И все же исключение Пастернака из Союза советских писателей, пожалуй, следует рассматривать как одно из мерзких проявлений хрущевского, а не сталинского стиля руководства. Даже в то время оно воспринималось уже не столько как злодейство, сколько как дремучее невежество. Это был защитный рефлекс дикаря, столкнувшегося с рафинированной заоблачной культурой. Сталин мог загубить - и загубил - тысячи талантов, но никому из них он не отказал при этом в праве на цеховую принадлежность. Он более или менее представлял себе, с кем и с чем имеет дело. Он, конечно, ненавидел, но по-своему чтил даже Мандельштама. И исключил его, как и многих других писателей, не из Союза, но из жизни. Сталин считался с мировым общественным мнением и потому уничтожал художников, делая вид, что карает их не за образы, не за искусство, а якобы за шпионаж и диверсии, как Пильняка. Или убивал их втихаря, как Бабеля. Наконец - из-за угла и без объяснений. Как Михоэлса.
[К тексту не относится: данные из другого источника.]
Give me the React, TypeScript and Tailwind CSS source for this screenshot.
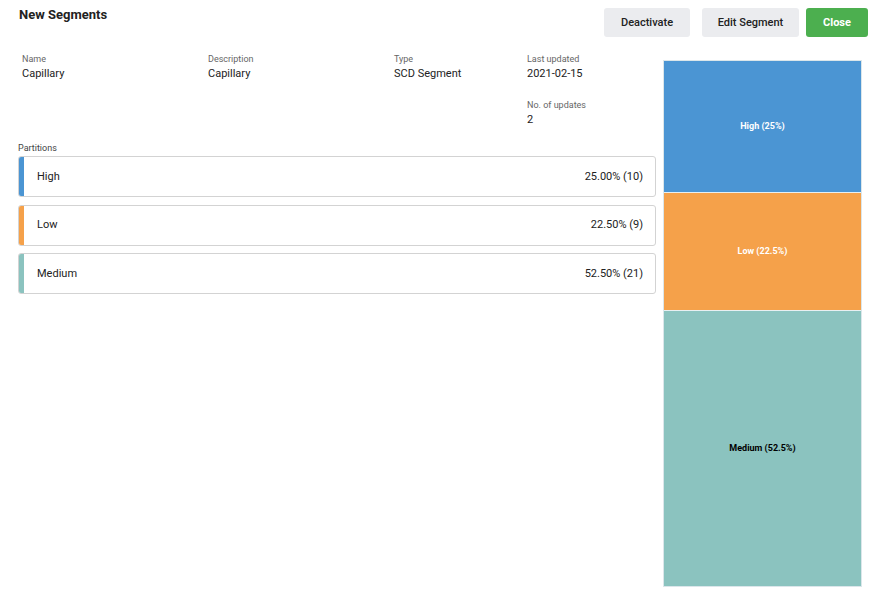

Хрущев, а потом и Брежнев, этого по темноте своей не понимали. Переняв у Сталина его подозрительность к интеллигенции и враждебность к «неправильному» искусству, они в отличие от вождя народов считали возможным наказывать художников административно именно за их творения. Не камуфлируя расправу за непонятность или идеологическую вредность таких творений дутыми обвинениями их авторов в связях с иностранными разведками. Они уже не расстреливали штрафников от культуры в подземных казематах, а пытались карать их гласно, как Пастернака, которого едва не выслали за границу. Как потом Синявского и Даниэля, отданных под суд.
Видимо, тот траурный митинг имел двойственный характер. С одной стороны, он объективно был уже предвестьем общего перехода культурной политики партии от изуверски кровавого режима просто к хамскому и не мог не отражать растерянности руководства. Сам собою траурный митинг как бы стал идейной локализацией той свербящей начальственное сознание мысли, что место вождя неожиданно оказалось вакантным. С другой стороны, чем дальше, тем больше митинг, тоже сам собою, превращался в словесное выражение той неизбывной скорбной агрессивности, которая заявляет о себе у нас на ниве народной во дни подобных утрат и потрясений.
Нет ничего удивительного, что громче всего тогда прозвучали те самые мстительные вожделения, которые Сталин в течение многих лет насаждал на духовном пространстве России. На том идейно-эмоциональ-ном фоне ничто другое и не могло возобладать. «Образ врага» - у этого феномена сталинские гены. По свидетельству Сергея Аполлинариевича Герасимова, моего приятеля Шуры Крона и других близко знавших Фадеева литераторов, автор «Разгрома» любил рассказывать, как Сталин в минуту благодушной откровенности однажды преподал ему, Фадееву, урок политической стратегии.
«Вы, товарищ Фадеев, - назидательно заметил Сталин, - плохой политик. Настоящий политик как действует? Настоящий политик, товарищ Фадеев, прежде всего выбирает себе противника. Достойного противника. Если нет достойного противника, выдумывает его. А когда появился противник, настоящий политик, товарищ Фадеев, ведет с ним борьбу. Непримиримую борьбу, всеми имеющимися средствами. А уж во имя этой борьбы, под эту борьбу можно делать что угодно! Вы меня поняли, товарищ Фадеев? »
Примерно так звучала в устах Александра Александровича эта притча, пересказывая которую, и Герасимов, и Крон, да и другие, старались воспроизвести особенности речи обоих деятелей одновременно -и вождя народов и вождя Союза писателей.
Опять же нет ничего удивительного, что митинг памяти всесильного адепта такой «философии борьбы» сразу пошел по пути нагнетания образа врага-именно в такой день, как никогда раньше, нужного литературным начальникам. Столь необходимого для их бесталанных, но жаждущих актуальных лозунгов натур. Такого насущного для приложения накопившейся в их душах за эти дни тоскующей нетерпимости. И потому тот митинг как бы сам собою развивался по сокровенным заветам усопшего. Словно именно такое мероприятие, проникнутое духом погромной враждебности, было завещано советским писателям высочайше.
И только самые умные догадывались, что все эти клятвы и проклятия, обеты и наветы и вообще весь этот словесный обряд - уже анахронизм. Что эпоха Сталина, хотим мы того или не хотим, кончилась. Что начинается какой-то иной период исторического развития. Наверно, мучительный, противоречивый, но -другой. И хотя в ту ночь были схвачены Коваленков, Вернадский и многие другие писатели (кстати, вскоре отпущенные), начался новый отсчет времени.